The prospectus, prospectus supplement and this pricing supplement may be used by the Company, BNY Mellon Capital Markets, LLC and any other affiliate controlled by the Company in connection with offers and sales relating to the initial sales of securities and any market-making transaction involving the securities after the initial sale. These transactions may be executed at negotiated prices that are related to market prices at the time of purchase or sale, or at other prices. The Company and its affiliates may act as principal or agent in these transactions.

The Agent and its affiliates are full service financial institutions engaged in various activities, which may include securities trading, commercial and investment banking, financial advisory, investment management, investment research, principal investment, hedging, financing and brokerage activities. The Agent and its affiliates have, from time to time, performed, and may in the future perform, various financial advisory and investment banking services for the Company, for which they received or will receive customary fees and expenses.

We estimate that we will pay approximately $65,000 for expenses, excluding underwriting discounts and commissions.

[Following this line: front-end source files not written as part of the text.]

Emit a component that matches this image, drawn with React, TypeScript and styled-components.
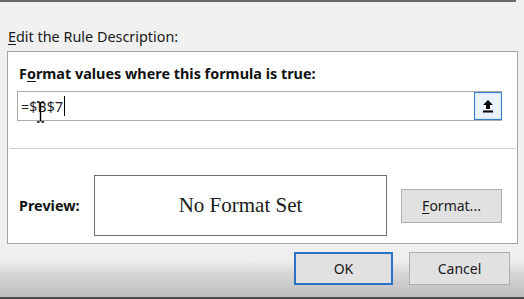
import React from "react";
import styled, { createGlobalStyle } from "styled-components";

const GlobalStyle = createGlobalStyle`
  html, body {
    margin: 0;
    padding: 0;
    background: #f0f0f0;
  }
  body {
    font-family: "Noto Sans", "Open Sans", sans-serif;
    color: #000;
  }
`;

const App = () => {
  return (
    <>
      <GlobalStyle />
      <Dialog>
        <PrevBox />
        <SectionLabel>
          <u>E</u>dit the Rule Description:
        </SectionLabel>

        <Panel>
          <Heading>
            F<u>o</u>rmat values where this formula is true:
          </Heading>

          <FormulaField>
            <FormulaText>
              =$B$7
              <Caret />
            </FormulaText>
            <CollapseButton aria-label="Collapse dialog">
              <svg width="12" height="14" viewBox="0 0 12 14">
                <path d="M6 1 L11 6 L8 6 L8 10 L4 10 L4 6 L1 6 Z" fill="#000" />
                <rect x="1" y="11.5" width="10" height="2" fill="#000" />
              </svg>
            </CollapseButton>
            <MouseBeam width="9" height="22" viewBox="0 0 9 22">
              <path d="M1 1 H3.5 M5.5 1 H8 M4.5 1.5 V20.5 M1 21 H3.5 M5.5 21 H8" stroke="#000" strokeWidth="1.4" fill="none" />
            </MouseBeam>
          </FormulaField>

          <Separator />

          <PreviewRow>
            <PreviewLabel>Preview:</PreviewLabel>
            <PreviewBox>No Format Set</PreviewBox>
            <DialogButton $width={101} $height={34}>
              <u>F</u>ormat...
            </DialogButton>
          </PreviewRow>
        </Panel>

        <Footer>
          <DialogButton $width={99} $height={33} $primary>
            OK
          </DialogButton>
          <DialogButton $width={101} $height={33}>
            Cancel
          </DialogButton>
        </Footer>
      </Dialog>
    </>
  );
};

export default App;

const Dialog = styled.div`
  width: 524px;
  height: 299px;
  overflow: hidden;
  display: flex;
  flex-direction: column;
`;

const PrevBox = styled.div`
  width: 514px;
  height: 0;
  border-bottom: 2px solid #6a6a6a;
  border-right: 2px solid #6a6a6a;
`;

const SectionLabel = styled.div`
  margin: 25px 0 0 8px;
  font-size: 14.4px;
  line-height: 20px;
  height: 22px;
  color: #1a1a1a;

  u {
    text-decoration-thickness: 1px;
    text-underline-offset: 2px;
  }
`;

const Panel = styled.div`
  margin: 2px 0 0 7px;
  width: 509px;
  height: 191px;
  background: #fff;
  border: 1px solid #a3a3a3;
  display: flex;
  flex-direction: column;
`;

const Heading = styled.div`
  margin: 12px 0 0 11px;
  font-size: 14.4px;
  font-weight: 700;
  line-height: 20px;
  color: #111;

  u {
    text-decoration-thickness: 1px;
    text-underline-offset: 2px;
  }
`;

const FormulaField = styled.div`
  position: relative;
  margin: 7px 0 0 9px;
  width: 483px;
  height: 28px;
  border: 1px solid #a9a9a9;
  display: flex;
  align-items: center;
  justify-content: space-between;
`;

const FormulaText = styled.div`
  display: flex;
  align-items: center;
  padding-left: 3px;
  font-size: 14px;
  color: #222;
  letter-spacing: 0.2px;
`;

const Caret = styled.span`
  display: inline-block;
  width: 1px;
  height: 20px;
  margin-left: 1px;
  background: #000;
`;

const MouseBeam = styled.svg`
  position: absolute;
  left: 18px;
  top: 9px;
`;

const CollapseButton = styled.button`
  width: 28px;
  height: 28px;
  margin-right: -1px;
  padding: 0;
  display: flex;
  align-items: center;
  justify-content: center;
  background: #eaf3fc;
  border: 1px solid #3c7fcf;
  box-shadow: inset 0 0 0 1px #d6e7f8;
`;

const Separator = styled.div`
  margin: 27px 0 0 2px;
  width: 506px;
  height: 1px;
  background: #cdcdcd;
`;

const PreviewRow = styled.div`
  display: flex;
  align-items: center;
  margin-top: 26px;
  padding-left: 11px;
`;

const PreviewLabel = styled.div`
  width: 75px;
  font-size: 14.4px;
  font-weight: 700;
  color: #111;
`;

const PreviewBox = styled.div`
  width: 291px;
  height: 59px;
  border: 1px solid #6f6f6f;
  display: flex;
  align-items: center;
  justify-content: center;
  font-family: "Liberation Serif", "DejaVu Serif", serif;
  font-size: 21px;
  color: #1c1c1c;
  margin-right: 14px;
`;

const DialogButton = styled.button<{ $width: number; $height: number; $primary?: boolean }>`
  width: ${(p) => p.$width}px;
  height: ${(p) => p.$height}px;
  padding: 0;
  font-family: "Noto Sans", "Open Sans", sans-serif;
  font-size: 14px;
  color: #1a1a1a;
  background: #e1e1e1;
  border: ${(p) => (p.$primary ? "2px solid #2b73c8" : "1px solid #adadad")};

  u {
    text-decoration-thickness: 1px;
    text-underline-offset: 2px;
  }
`;

const Footer = styled.div`
  flex: 1;
  display: flex;
  justify-content: flex-end;
  gap: 16px;
  padding: 8px 14px 0 0;
  border-bottom: 2px solid #4a4a4a;
  background: linear-gradient(
    to bottom,
    #f0f0f0 0px,
    #eeeeee 16px,
    #d6d6d6 30px,
    #bdbdbd 53px
  );
`;
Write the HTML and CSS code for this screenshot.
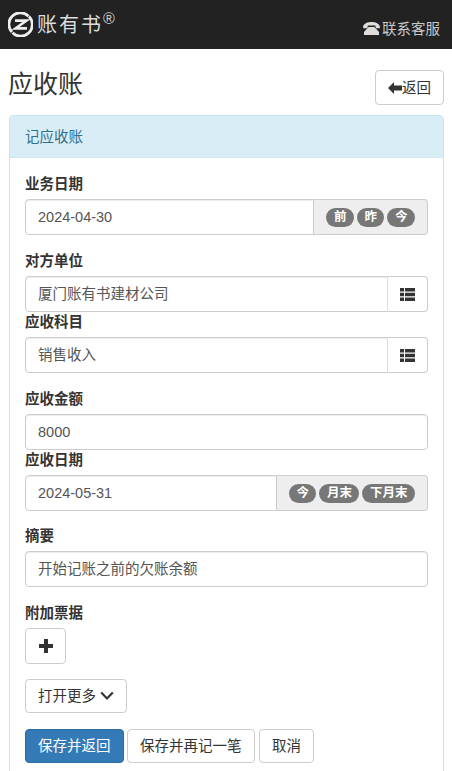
FILE: index.html
```html
<!DOCTYPE html>
<html lang="zh-CN">
<head>
<meta charset="utf-8">
<title>应收账</title>
<link rel="stylesheet" href="styles.css">
</head>
<body>
<header class="navbar">
  <div class="brand">
    <svg class="brand-icon" width="25" height="25" viewBox="0 0 25 25">
      <path d="M20.500 4.300A11 11 0 0 0 4 20M4.500 20.700A11 11 0 0 0 21 4.500" fill="none" stroke="#eee" stroke-width="2.800"/>
      <path d="M7 8.600h11.500L7.500 16.400H19" fill="none" stroke="#eee" stroke-width="2.600"/>
    </svg>
    <span class="brand-name">账有书</span><span class="brand-mark">®</span>
  </div>
  <div class="service">
    <svg width="17" height="13" viewBox="0 0 17 13">
      <path d="M0 4.600C1 1.400 4.700 0 8.500 0s7.500 1.400 8.500 4.600l-.3 1.600h-3.600L12.200 3.600H4.800L4.400 6.200H.3z" fill="#ddd"/>
      <path d="M5.500 5h6l4.500 5v3H1v-3z" fill="#ddd"/>
    </svg>
    <span>联系客服</span>
  </div>
</header>
<main class="page">
  <div class="title-row">
    <h1 class="title">应收账</h1>
    <button class="btn back-btn">
      <svg width="14" height="12" viewBox="0 0 14 12"><path d="M0 6l6-6v3.600h8v4.800H6V12z" fill="#333"/></svg><span>返回</span>
    </button>
  </div>
  <section class="panel">
    <div class="panel-heading">记应收账</div>
    <div class="panel-body">
      <div class="field gap-16">
        <label class="label">业务日期</label>
        <div class="input-group">
          <div class="control">2024-04-30</div>
          <div class="addon"><span class="badge">前</span><span class="badge">昨</span><span class="badge">今</span></div>
        </div>
      </div>
      <div class="field">
        <label class="label">对方单位</label>
        <div class="input-group">
          <div class="control">厦门账有书建材公司</div>
          <div class="list-addon">
            <svg width="15" height="13" viewBox="0 0 15 13"><path d="M0 0h4v3.400H0zM5 0h10v3.400H5zM0 4.800h4v3.400H0zM5 4.800h10v3.400H5zM0 9.600h4V13H0zM5 9.600h10V13H5z" fill="#333"/></svg>
          </div>
        </div>
      </div>
      <div class="field gap-16">
        <label class="label">应收科目</label>
        <div class="input-group">
          <div class="control">销售收入</div>
          <div class="list-addon">
            <svg width="15" height="13" viewBox="0 0 15 13"><path d="M0 0h4v3.400H0zM5 0h10v3.400H5zM0 4.800h4v3.400H0zM5 4.800h10v3.400H5zM0 9.600h4V13H0zM5 9.600h10V13H5z" fill="#333"/></svg>
          </div>
        </div>
      </div>
      <div class="field">
        <label class="label">应收金额</label>
        <div class="control solo">8000</div>
      </div>
      <div class="field gap-15">
        <label class="label">应收日期</label>
        <div class="input-group">
          <div class="control">2024-05-31</div>
          <div class="addon"><span class="badge">今</span><span class="badge">月末</span><span class="badge">下月末</span></div>
        </div>
      </div>
      <div class="field gap-16">
        <label class="label">摘要</label>
        <div class="control solo">开始记账之前的欠账余额</div>
      </div>
      <div class="field gap-15">
        <label class="label">附加票据</label>
        <button class="btn plus-btn">
          <svg width="14" height="14" viewBox="0 0 14 14"><path d="M5 0h4v5h5v4H9v5H5V9H0V5h5z" fill="#333"/></svg>
        </button>
      </div>
      <button class="btn more-btn">
        <span>打开更多</span>
        <svg width="14" height="10" viewBox="0 0 14 10"><path d="M1.200 1.500L7 7.500l5.800-6" fill="none" stroke="#333" stroke-width="2.200"/></svg>
      </button>
      <div class="actions">
        <button class="btn primary">保存并返回</button>
        <button class="btn">保存并再记一笔</button>
        <button class="btn cancel">取消</button>
      </div>
    </div>
  </section>
</main>
</body>
</html>
```
FILE: styles.css
```css
* { box-sizing: border-box; }
html, body { margin: 0; height: 771px; overflow: hidden; background: #fff; }
body {
  font-family: "Liberation Sans", "Noto Sans CJK SC", sans-serif;
  font-size: 14.5px;
  line-height: 20px;
  color: #333;
}
.navbar {
  height: 49px;
  background: #222;
  display: flex;
  justify-content: space-between;
  padding: 0 12px 0 8px;
}
.brand { display: flex; align-items: flex-start; padding-top: 12px; }
.brand-icon { flex: none; }
.brand-name {
  margin-left: 4px;
  font-size: 20px;
  line-height: 26px;
  letter-spacing: 2px;
  color: #dcdcdc;
}
.brand-mark { font-size: 16px; line-height: 14px; color: #ccc; }
.service {
  display: flex;
  align-items: center;
  gap: 2px;
  padding-top: 8px;
  color: #c8c8c8;
}
.page { padding: 0 8px 0 9px; }
.title-row {
  height: 66px;
  display: flex;
  justify-content: space-between;
  align-items: flex-start;
}
.title {
  margin: 20px 0 0 -1px;
  font-size: 25px;
  line-height: 30px;
  font-weight: 400;
}
.btn {
  height: 34px;
  padding: 0 12px;
  font: inherit;
  color: #333;
  background: #fff;
  border: 1px solid #ccc;
  border-radius: 4px;
  display: inline-flex;
  align-items: center;
  justify-content: center;
}
.back-btn { height: 35px; margin-top: 21px; width: 69px; padding: 0; }
.panel {
  border: 1px solid #bce8f1;
  border-radius: 4px;
  background: #fff;
}
.panel-heading {
  height: 42px;
  padding: 11px 15px;
  background: #d9edf7;
  color: #31708f;
  border-bottom: 1px solid #d0e6f0;
}
.panel-body { padding: 16px 15px 15px; }
.field.gap-16 { margin-bottom: 16px; }
.field.gap-15 { margin-bottom: 15px; }
.label {
  display: block;
  height: 20px;
  margin-bottom: 5px;
  font-weight: 700;
}
.input-group { display: flex; height: 36px; }
.control {
  height: 36px;
  padding: 7px 12px;
  border: 1px solid #ccc;
  border-radius: 4px;
  color: #555;
  box-shadow: inset 0 1px 1px rgba(0,0,0,.075);
}
.solo { width: 100%; }
.input-group .control {
  flex: 1;
  border-radius: 4px 0 0 4px;
}
.addon {
  flex: none;
  display: flex;
  align-items: center;
  gap: 3px;
  padding: 0 12px;
  background: #eee;
  border: 1px solid #ccc;
  border-left: 0;
  border-radius: 0 4px 4px 0;
}
.badge {
  height: 19px;
  padding: 0 7.500px;
  border-radius: 10px;
  background: #777;
  color: #fff;
  font-size: 12.500px;
  line-height: 19px;
  font-weight: 700;
}
.list-addon {
  flex: none;
  width: 41px;
  display: flex;
  align-items: center;
  justify-content: center;
  border: 1px solid #ccc;
  border-left: 1px solid #ddd;
  margin-left: -1px;
  background: #fff;
  border-radius: 0 4px 4px 0;
}
.plus-btn { display: flex; width: 41px; height: 36px; padding: 0; }
.more-btn { gap: 4px; height: 34px; display: flex; }
.actions { display: flex; gap: 3.500px; margin-top: 16px; }
.cancel { margin-left: 1px; }
.primary { background: #337ab7; border-color: #2e6da4; color: #fff; }
```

In the ordinary course of their various business activities, the Agent and its affiliates have made or held, and may in the future make or hold, a broad array of investments including serving as counterparties to certain derivative and hedging arrangements, and may have actively traded, and, in the future may actively trade, debt and equity securities (or related derivative securities), and financial instruments (including bank loans) for their own account and for the accounts of their customers and may have in the past and at any time in the future hold long and short positions in such securities and instruments. Such investment and securities activities may have involved, and in the future may involve, securities and instruments of the Company.